Now of course, 3D is about to enter the home market with Samsung's 3D TV set and 3D Blu-Ray player (the Playstation 3 which ha Blu-Ray playback capabilities is already 3D compatible thanks to an upcoming firmware update) employing the same technology as digital cinemas. Fox has also just announced that ICE AGE: DAWN OF THE DINOSAURS is to be the first movie Blu-Ray 3D release (I believe also this year's WORLD CUP Soccer competition is not only slated to be released as a 3D Blu-Ray but also BROADCAST in 3D). Once the spectacle is available at home, will that again alter the "wow factor" of the theater going experience? While yes, home screening rooms have eaten into box office profits over the years (especially for smaller and mid-range movies), I still think that audiences no matter what still crave that experience of going out for the evening (or matinee) and taking in the latest offering from Hollywood.
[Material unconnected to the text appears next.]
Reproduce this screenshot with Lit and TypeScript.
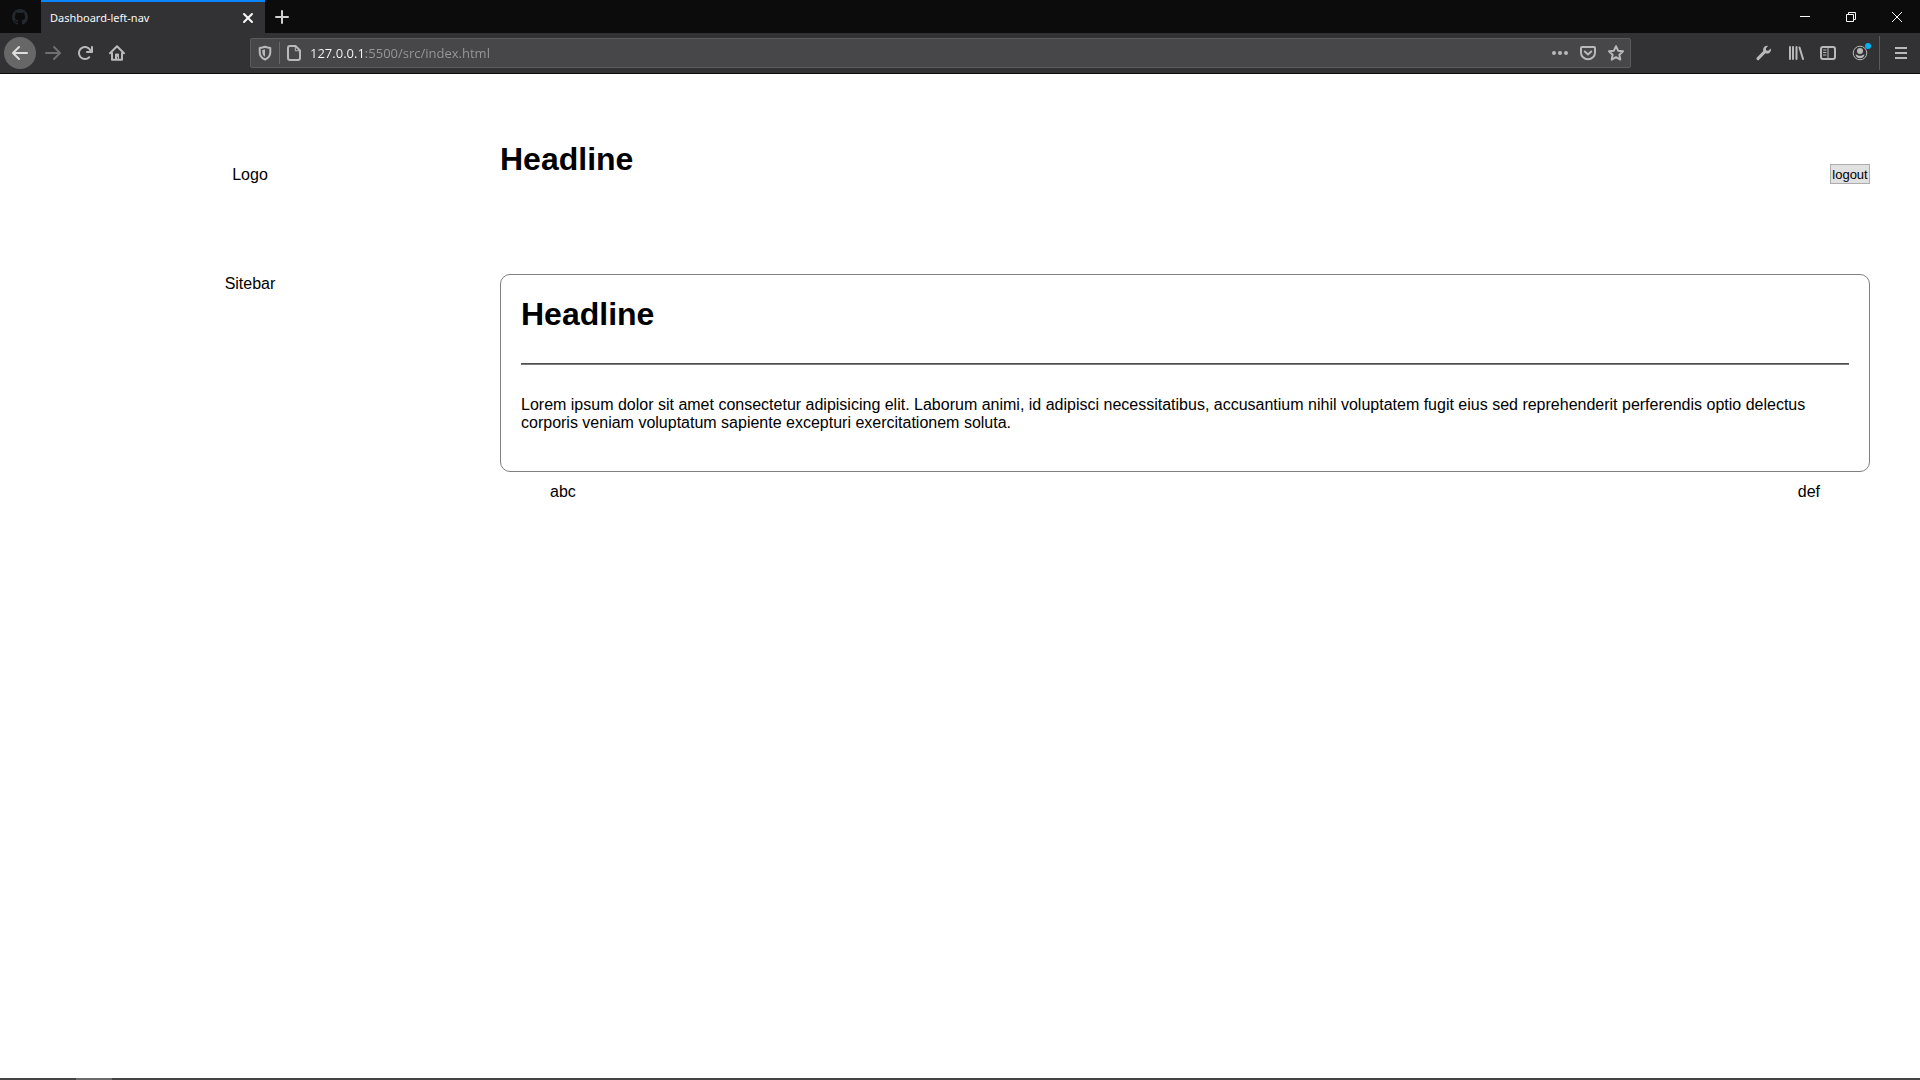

It only makes sense too that people will want to relive that same experience at home. The whole idea of home entertainment – especially for Cinephiles – has always been trying to recapture that theatrical experience as much as possible. It will be interesting to see just how home-based 3D entertainment catches on beyond the hard-cores that are known as "early adapters" (many of whom are now stuck with defunct HD DVD players thanks to Blu-Ray winning the high def format war).

Of course I'm still a firm believe that content is king, and while I do enjoy 3D - UP and CORALINE are particular titles that I thought used the process extremely well – I will still go to see movies on a big screen with an audience even if it's just regular 2D, and am under no belief that a film NEEDS to be presented in 3D to succeed. It's a nice bonus though. Long live the cinema!